First, determine your expenses. Look at three to six months’ worth of living costs and count on saving that much in a fund. This can help you keep your standard of living for a time if you lose your job, or it can cover a large expense such as vehicle repair. Then determine how long it will take you to save that much and how much you have to take out of your paycheck each month to reach that goal.
How Do You Save for Emergencies?
Once you’ve decided to save, it’s a good idea to change your mentality to put payments into the emergency fund before you pay for anything else. If you can do it by automatic deduction, go for it. See if you can have a portion of your paycheck taken out and put into a savings account. Otherwise, make it a habit to put money in your savings first and foremost, and then take care of your other expenses after.

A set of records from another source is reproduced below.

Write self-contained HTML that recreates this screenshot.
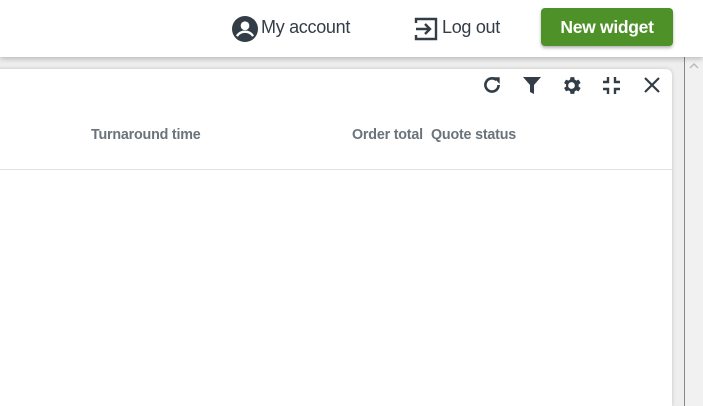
<!DOCTYPE html>
<html style="width:703px;height:406px;overflow:hidden"><head><style>
*{margin:0;padding:0;box-sizing:border-box}
body{width:703px;height:406px;overflow:hidden;background:#eeeeee;font-family:"Liberation Sans",Arial,sans-serif;position:relative}
.top{position:absolute;left:0;top:0;width:703px;height:57px;background:#fff;box-shadow:0 2px 5px rgba(0,0,0,.22);z-index:2}
.t{position:absolute;font-size:18px;color:#333d47;top:17px;letter-spacing:-0.3px}
.btn{position:absolute;left:541px;top:8px;width:132px;height:38px;background:#4e9129;border-radius:4px;color:#fff;font-size:17.5px;font-weight:bold;text-align:center;line-height:38px;box-shadow:0 2px 3px rgba(0,0,0,.3);letter-spacing:-0.3px}
.card{position:absolute;left:-10px;top:69px;width:682px;height:337px;background:#fff;border-radius:6px 6px 0 0;box-shadow:0 0 4px rgba(0,0,0,.18)}
.h{position:absolute;top:127px;font-size:14.3px;font-weight:bold;color:#6b737b;letter-spacing:-0.2px}
.div{position:absolute;left:0;top:169px;width:672px;height:1px;background:#e0e0e0}
.sb{position:absolute;left:684px;top:57px;width:19px;height:349px;background:#f1f1f1;border-left:1px solid #888}
svg.i{position:absolute}
</style></head><body>
<div class="top">
<svg class="i" style="left:232px;top:16px" width="26" height="26" viewBox="0 0 24 24"><circle cx="12" cy="12" r="12" fill="#333d47"/><circle cx="12" cy="9" r="4" fill="#fff"/><path d="M4.5 18.5c2-3 4.5-4 7.5-4s5.5 1 7.5 4" stroke="#fff" stroke-width="2.2" fill="none"/></svg>
<div class="t" style="left:261px">My account</div>
<svg class="i" style="left:414px;top:17px" width="26" height="24" viewBox="0 0 26 24"><path d="M2 6V2h20v20H2v-4" stroke="#333d47" stroke-width="2.4" fill="none"/><path d="M2 12h14M11 7l5 5-5 5" stroke="#333d47" stroke-width="2.4" fill="none"/></svg>
<div class="t" style="left:442px">Log out</div>
<div class="btn">New widget</div>
</div>
<div class="card"></div>
<div class="div"></div>
<div class="h" style="left:91px">Turnaround time</div>
<div class="h" style="left:352px">Order total</div>
<div class="h" style="left:431px">Quote status</div>
<svg class="i" style="left:481px;top:74px" width="22" height="22" viewBox="0 0 20 20"><path d="M16 10a6 6 0 1 1-2-4.5" stroke="#333d47" stroke-width="2.4" fill="none"/><path d="M11 3h6v6z" fill="#333d47"/></svg>
<svg class="i" style="left:522px;top:76px" width="20" height="19" viewBox="0 0 20 19"><path d="M1 1h18l-7 8v9l-4-2V9z" fill="#333d47"/></svg>
<svg class="i" style="left:560px;top:74px" width="23" height="23" viewBox="0 0 24 24"><path fill="#333d47" d="M19.4 13a7.5 7.5 0 0 0 0-2l2.1-1.6-2-3.5-2.5 1a7.5 7.5 0 0 0-1.7-1l-.4-2.6h-4l-.4 2.6a7.5 7.5 0 0 0-1.7 1l-2.5-1-2 3.5L6.4 11a7.5 7.5 0 0 0 0 2l-2.1 1.6 2 3.5 2.5-1a7.5 7.5 0 0 0 1.7 1l.4 2.6h4l.4-2.6a7.5 7.5 0 0 0 1.7-1l2.5 1 2-3.5zM12 15.5a3.5 3.5 0 1 1 0-7 3.5 3.5 0 0 1 0 7z"/></svg>
<svg class="i" style="left:602px;top:76px" width="19" height="19" viewBox="0 0 19 19"><path d="M6 1v5H1M13 1v5h5M6 18v-5H1M13 18v-5h5" stroke="#333d47" stroke-width="2.4" fill="none"/></svg>
<svg class="i" style="left:643px;top:76px" width="18" height="18" viewBox="0 0 18 18"><path d="M2 2l14 14M16 2L2 16" stroke="#333d47" stroke-width="2.2"/></svg>
<div class="sb"><svg style="position:absolute;left:4px;top:6px" width="10" height="6" viewBox="0 0 10 6"><path d="M1 5l4-4 4 4" stroke="#bbb" stroke-width="1.5" fill="none"/></svg></div>
</body></html>
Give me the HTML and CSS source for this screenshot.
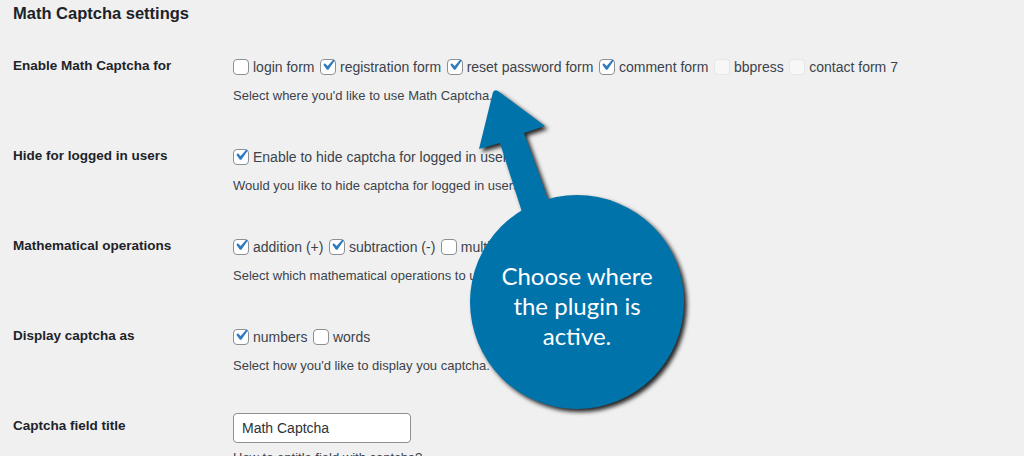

What If You Have Low Income?
Even if you have low income, you can set aside something each month. Try saving a percentage of your income, such as 5 or 10 percent. It may take you longer, but it will accumulate.
Does It Have to Be Huge?
In short, no. An emergency fund does not have to be massive – but it certainly should cover unexpected expenses. To determine the size of your fund, consider what sorts of emergencies you’d want covered by the fund. Remember that buying insurance may be a more cost-effective way to guard against emergencies, also. Evaluate the scope, likelihood, and potential cost of possible emergencies and this should give you a clearer picture of how large your fund needs to be.